Programming Languages Qualifiers

What you should know

Topics:

You are responsible for anything we did during the semester. However, you should be particularly sure you can do the following:

Know the way we classified programming paradigms and be able to evaluate the pros and cons of each paradigm. Of course, the pros/cons should be in your own words (not a textbook definition), and you should be able to come up with examples supporting your arguments.
Be able to write non-ambiguous BNF grammars, including proper handling of issues such as associativity, precedence, etc. There are several BNF syntaxes in the literature - although I am not a stickler for which syntax you use if you get it 100% right, you will not get the benefit of the doubt for partial credit if you make errors while using another BNF syntax. Also, make sure you know the difference between EBNF and BNF, and be able to use either.
Know how parse trees and ASTs work, differences between them, and when/why we use them. Also, know about control flow graphs.
For all 3 types of semantics (operational, denotational, axiomatic), be able to express the formal semantics of some new informally-specified construct. This includes being able to identify and clarify potential ambiguities in the informal semantics.
For all 3 types of semantics, be able to reduce/prove programs. This includes the identification of assertions for Hoare logic. You do not need to memorize the rules themselves, though you should understand them and be able to apply them.
Write and understand small Haskell and Prolog programs. In addition to basic data structure manipulations, you should also know how to handle the following:
1. Haskell: datatypes (primitive, collections, user-defined, composite, recursive, parametric), type system, higher-order functions, infinite data structures, list comprehension
2. Prolog: data structures (lists, structures), unification, non-determinism, cut, negation/control. Any code you write should be as declarative as possible and follow proper Prolog style (I do take a few points off for writing in a non-Prologish way).
3. Both: you should know when to use which language as it is quite possible that I ask you to write a program in either language. Since there are programs that take 2 lines of Prolog vs. 2 pages of a functional language, you should choose wisely.
For any programs you write, you are not allowed to use anything in the library nor may you assume that some other function or constant data structure is available - if you need it, you need to write code to implement it. I will not take points off for a single minor syntactical error (e.g., a missing punctuation mark) unless it makes your program ambiguous; however, syntactic errors that reflect a major misunderstanding of the language paradigm will get points off.
Understand the theory of functional programming (i.e., lambda calculus). This includes reduction mechanisms, the Church-Rosser theorem, and so on.
Understand the relationship between Prolog and FOL, and be able to convert between the two. This includes issues related to negation. You should also understand how other logic programming languages (whether its one we covered or one I define on the exam) relate to Prolog and FOL.
Know what strong/weak and static/dynamic typing are (and differences between them). You should also know the different notions of type equivalence and how to do type inferencing.
Be able to define abstract data types formally.
For all problems, be able to cogently explain your answers! An incorrect answer with good explanation normally gets more credit than a correct answer with poor explanation. Of course, correct answers with no explanation get zero credit.

Format:

The test will be similar to the two class tests with the following differences:

It will be about 40% as long as the second test.
There will be less of an emphasis on the more subjective questions.
I expect the questions will be less difficult than harder test questions, but they will mostly not be trivial either.
If there are wide-open 'thought questions', you will get to pick m out of n questions. In such cases, do not answer more than m questions, as I will only grade your first m answers regardless of how brilliant your m+1'st answer is.

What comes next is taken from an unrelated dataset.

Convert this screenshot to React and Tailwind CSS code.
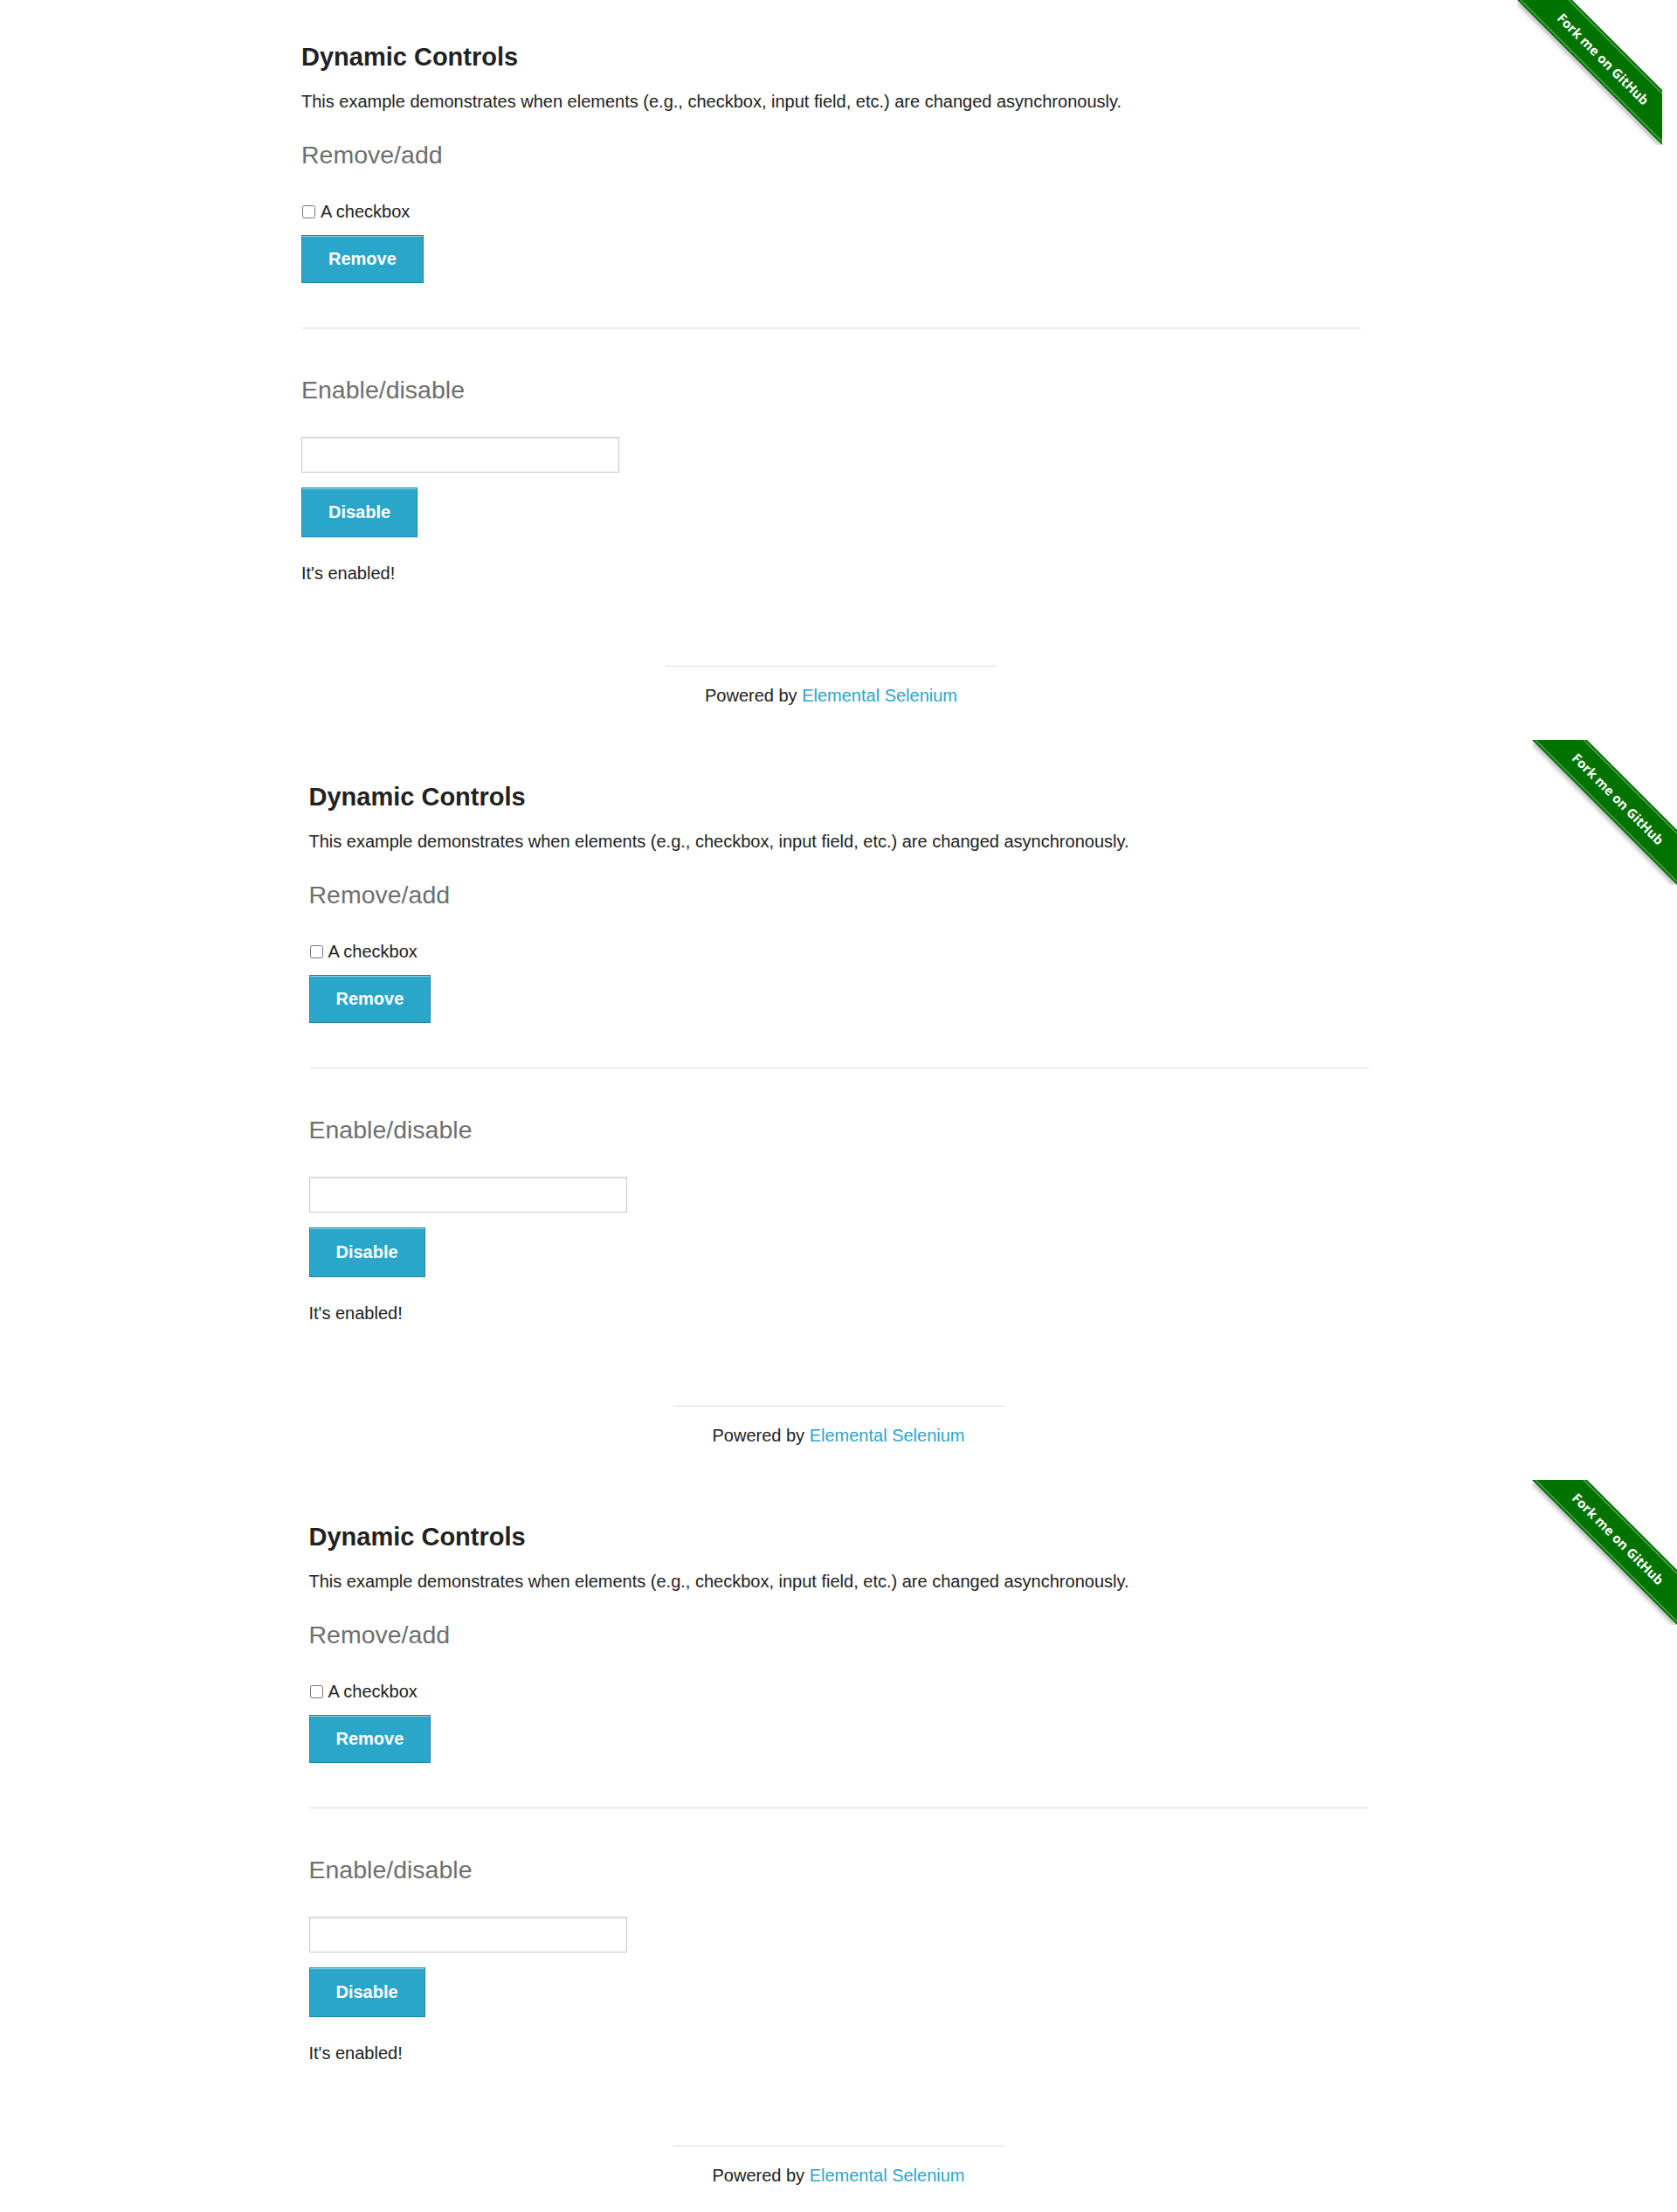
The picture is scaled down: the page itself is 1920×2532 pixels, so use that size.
import React from 'react';

const Ribbon = () => (
  <div className="absolute top-0 right-0 w-[166px] h-[166px] pointer-events-none">
    <svg width="166" height="166" viewBox="0 0 166 166">
      <defs>
        <filter id="ribbonShadow" x="-20%" y="-20%" width="140%" height="140%">
          <feGaussianBlur stdDeviation="2" />
        </filter>
      </defs>
      <polygon points="-2,3 61,3 164,106 164,169" fill="rgba(0,0,0,0.25)" filter="url(#ribbonShadow)" />
      <polygon points="0,0 63,0 166,103 166,166" fill="#007200" />
      <line x1="4" y1="0" x2="166" y2="162" stroke="rgba(255,255,255,0.35)" strokeWidth="1.5" />
      <line x1="59" y1="0" x2="166" y2="107" stroke="rgba(255,255,255,0.35)" strokeWidth="1.5" />
      <text
        x="98.75"
        y="67.25"
        transform="rotate(45 98.75 67.25)"
        textAnchor="middle"
        dominantBaseline="central"
        fill="#ffffff"
        fontFamily="'Open Sans', 'Liberation Sans', sans-serif"
        fontWeight="700"
        fontSize="15"
      >
        Fork me on GitHub
      </text>
    </svg>
  </div>
);

// one captured viewport of the Dynamic Controls page
const Block = ({ className }) => (
  <div className={className}>
    <Ribbon />
    <div className="w-[1213px] mx-auto pt-[48px]">
      <h3 className="text-[29px] leading-[34px] font-bold text-[#222]">Dynamic Controls</h3>
      <p className="mt-[22px] text-[20px] leading-[24px] text-[#222]">
        This example demonstrates when elements (e.g., checkbox, input field, etc.) are changed asynchronously.
      </p>

      <h4 className="mt-[32px] text-[28.5px] leading-[34px] text-[#6f6f6f]">Remove/add</h4>
      <div className="mt-[36px] flex items-center h-[24px]">
        <input type="checkbox" className="ml-[1px] mr-[6px] w-[15px] h-[15px]" />
        <span className="text-[20px] leading-[24px] text-[#222]">A checkbox</span>
      </div>
      <button className="mt-[15px] block h-[55px] px-[30px] bg-[#2ba6cb] border border-[#2284a1] text-white font-bold text-[20px] leading-[23px] shadow-[inset_0_1px_0_rgba(255,255,255,0.5)]">
        Remove
      </button>

      <div className="mt-[51px] border-t border-[#ddd]" />

      <h4 className="mt-[53px] text-[28.5px] leading-[34px] text-[#6f6f6f]">Enable/disable</h4>
      <input
        type="text"
        className="mt-[37px] block w-[364px] h-[41px] border border-[#ccc] bg-white shadow-[inset_0_1px_2px_rgba(0,0,0,0.1)]"
      />
      <button className="mt-[17px] block h-[57px] px-[30px] bg-[#2ba6cb] border border-[#2284a1] text-white font-bold text-[20px] leading-[23px] shadow-[inset_0_1px_0_rgba(255,255,255,0.5)]">
        Disable
      </button>
      <p className="mt-[29px] text-[20px] leading-[24px] text-[#222]">It's enabled!</p>

      <div className="mt-[94px] w-[379px] mx-auto border-t border-[#ddd]" />
      <div className="mt-[21px] text-center text-[20px] leading-[24px] text-[#222]">
        Powered by <a href="#" className="text-[#2ba6cb]">Elemental Selenium</a>
      </div>
    </div>
  </div>
);

export default function App() {
  return (
    <div className="w-[1920px] h-[2532px] bg-white overflow-hidden font-['Liberation_Sans',Arial,sans-serif]">
      <Block className="relative w-[1903px] h-[847px] overflow-hidden" />
      <Block className="relative w-full h-[847px] overflow-hidden" />
      <Block className="relative w-full h-[838px] overflow-hidden" />
    </div>
  );
}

Currently, I anticipate that 50% of the test will be writing/analyzing Haskell/Prolog programs, and the remaining part will be selected from the other topics summarized above.

I want to add that the test is not multiple-answer. If you give more than one answer, only the first will be graded regardless of how brilliant your other answers are.

I don't think there is too much to memorize. However, if there are things you feel are pure memorization, please let me know soon, and I will try to find a way to relax this burden.

Studying:

You want to go through all the homeworks during the semester. Ask yourself what the main concept behind each homework problem was and gain an intuitive understanding of it (you will get >90% if you do this). A common mistake is to memorize large quantities of examples - this seldom helps since you will still be unable to solve the next example that appears on the qualifiers.

Test Directions

You should be familiar with Louden's toy language for the test. Recall that there are some oddities in Louden's language, arising from the lack of non-integer datatypes (see Section 13.1).

You will be supplied the following information on the test (if there are questions needing them), and you do not need to memorize them:

The concrete and abstract grammars for Louden's toy language, from Section 13.1
The operational and denotational semantics of Louden's language, from Sections 13.2 and 13.3. These are the same as given on the midterm.
The axiomatic semantics of Louden's language, from our class notes. These are the same as given on the midterm.

If there are questions with multiple parts, they will be designed so that you can still answer other parts if you don't know one part.

I will place a copy of the directions here soon. You want to read it and make sure you understand it before the test - feel free to leave email.

Directions (verbatim from test):

Directions

Answer ALL QUESTIONS

You should produce the best solution to each problem, as grades will be based on your approach as well as the correctness of your solution.

As a general rule, partial credit is more likely if you explain your work.

The test has been proofread several times to ensure that there are no errors or ambiguities. However, if you feel that a question is ambiguous, state your assumptions and solve the problem under those assumptions. If the assumptions are reasonable and do not trivialize the problem, you will get full credit.

Please write your answers on the supplied bluebooks (NOT on this test).

Directions to Programming Paradigms Part:
Write programs for all parts. Examples are provided for some of these, and your program should be compatible with the appropriate syntax. Additionally, you must follow the following language-specific guidelines:

Haskell: Include type signatures for all functions. The only primitive functions you may use are the basic arithmetic and logic operators, list construction (:) and concatenation (++), and map & filter. Note that list comprehension is not allowed.
Prolog: Your programs should be as declarative as possible and use proper Prolog style, including the documentation of modes. This includes avoidance of extra-logical predicates (in particular, no unneeded cuts). The only library predicates you are allowed to use are member(?Elem,?List), append(?List1,?List2,?List3), and basic arithmetic.

In all cases, you may assume the inputs meet their specifications, and you do not need to do any error checking to ensure that they do. Your programs will not be graded on efficiency (within reason)